Provided material start

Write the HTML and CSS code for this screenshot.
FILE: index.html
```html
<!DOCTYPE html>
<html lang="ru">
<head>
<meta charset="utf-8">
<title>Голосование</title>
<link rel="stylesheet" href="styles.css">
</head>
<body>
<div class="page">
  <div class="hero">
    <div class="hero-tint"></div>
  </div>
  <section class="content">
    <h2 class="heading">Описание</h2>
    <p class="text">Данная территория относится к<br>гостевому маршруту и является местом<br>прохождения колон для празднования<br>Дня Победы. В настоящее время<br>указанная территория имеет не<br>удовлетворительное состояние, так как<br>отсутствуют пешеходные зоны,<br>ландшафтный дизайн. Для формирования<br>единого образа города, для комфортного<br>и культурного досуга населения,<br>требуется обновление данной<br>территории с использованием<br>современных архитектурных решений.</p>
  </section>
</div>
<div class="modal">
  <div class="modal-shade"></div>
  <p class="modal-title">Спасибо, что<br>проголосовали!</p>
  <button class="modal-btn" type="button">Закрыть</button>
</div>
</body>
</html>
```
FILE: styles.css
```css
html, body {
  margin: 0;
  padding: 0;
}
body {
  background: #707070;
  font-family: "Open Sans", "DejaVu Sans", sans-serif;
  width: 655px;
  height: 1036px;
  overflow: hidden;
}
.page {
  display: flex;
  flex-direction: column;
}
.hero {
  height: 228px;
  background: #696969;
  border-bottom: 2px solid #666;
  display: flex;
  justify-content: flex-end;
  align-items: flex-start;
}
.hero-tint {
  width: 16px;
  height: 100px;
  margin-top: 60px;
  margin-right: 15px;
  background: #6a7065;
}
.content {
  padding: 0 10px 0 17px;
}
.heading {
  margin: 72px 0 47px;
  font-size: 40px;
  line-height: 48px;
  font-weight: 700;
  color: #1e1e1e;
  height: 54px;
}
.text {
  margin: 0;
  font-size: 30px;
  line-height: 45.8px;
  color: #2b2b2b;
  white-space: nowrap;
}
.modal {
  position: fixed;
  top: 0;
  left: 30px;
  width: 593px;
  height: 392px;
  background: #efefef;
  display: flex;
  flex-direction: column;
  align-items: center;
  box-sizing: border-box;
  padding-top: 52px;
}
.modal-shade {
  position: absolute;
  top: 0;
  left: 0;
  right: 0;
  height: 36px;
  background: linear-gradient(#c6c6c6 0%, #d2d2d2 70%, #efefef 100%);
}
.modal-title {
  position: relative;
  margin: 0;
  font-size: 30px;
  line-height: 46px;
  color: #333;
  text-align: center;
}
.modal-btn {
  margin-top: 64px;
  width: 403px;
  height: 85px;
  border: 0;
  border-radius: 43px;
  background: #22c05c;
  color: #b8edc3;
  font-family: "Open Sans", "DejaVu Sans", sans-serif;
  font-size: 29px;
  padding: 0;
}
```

Provided material end

> **Task statement**
Transcribe the entire listing above precisely.

> **Finished exercise**
Write the HTML and CSS code for this screenshot.
FILE: index.html
```html
<!DOCTYPE html>
<html lang="ru">
<head>
<meta charset="utf-8">
<title>Голосование</title>
<link rel="stylesheet" href="styles.css">
</head>
<body>
<div class="page">
  <div class="hero">
    <div class="hero-tint"></div>
  </div>
  <section class="content">
    <h2 class="heading">Описание</h2>
    <p class="text">Данная территория относится к<br>гостевому маршруту и является местом<br>прохождения колон для празднования<br>Дня Победы. В настоящее время<br>указанная территория имеет не<br>удовлетворительное состояние, так как<br>отсутствуют пешеходные зоны,<br>ландшафтный дизайн. Для формирования<br>единого образа города, для комфортного<br>и культурного досуга населения,<br>требуется обновление данной<br>территории с использованием<br>современных архитектурных решений.</p>
  </section>
</div>
<div class="modal">
  <div class="modal-shade"></div>
  <p class="modal-title">Спасибо, что<br>проголосовали!</p>
  <button class="modal-btn" type="button">Закрыть</button>
</div>
</body>
</html>
```
FILE: styles.css
```css
html, body {
  margin: 0;
  padding: 0;
}
body {
  background: #707070;
  font-family: "Open Sans", "DejaVu Sans", sans-serif;
  width: 655px;
  height: 1036px;
  overflow: hidden;
}
.page {
  display: flex;
  flex-direction: column;
}
.hero {
  height: 228px;
  background: #696969;
  border-bottom: 2px solid #666;
  display: flex;
  justify-content: flex-end;
  align-items: flex-start;
}
.hero-tint {
  width: 16px;
  height: 100px;
  margin-top: 60px;
  margin-right: 15px;
  background: #6a7065;
}
.content {
  padding: 0 10px 0 17px;
}
.heading {
  margin: 72px 0 47px;
  font-size: 40px;
  line-height: 48px;
  font-weight: 700;
  color: #1e1e1e;
  height: 54px;
}
.text {
  margin: 0;
  font-size: 30px;
  line-height: 45.8px;
  color: #2b2b2b;
  white-space: nowrap;
}
.modal {
  position: fixed;
  top: 0;
  left: 30px;
  width: 593px;
  height: 392px;
  background: #efefef;
  display: flex;
  flex-direction: column;
  align-items: center;
  box-sizing: border-box;
  padding-top: 52px;
}
.modal-shade {
  position: absolute;
  top: 0;
  left: 0;
  right: 0;
  height: 36px;
  background: linear-gradient(#c6c6c6 0%, #d2d2d2 70%, #efefef 100%);
}
.modal-title {
  position: relative;
  margin: 0;
  font-size: 30px;
  line-height: 46px;
  color: #333;
  text-align: center;
}
.modal-btn {
  margin-top: 64px;
  width: 403px;
  height: 85px;
  border: 0;
  border-radius: 43px;
  background: #22c05c;
  color: #b8edc3;
  font-family: "Open Sans", "DejaVu Sans", sans-serif;
  font-size: 29px;
  padding: 0;
}
```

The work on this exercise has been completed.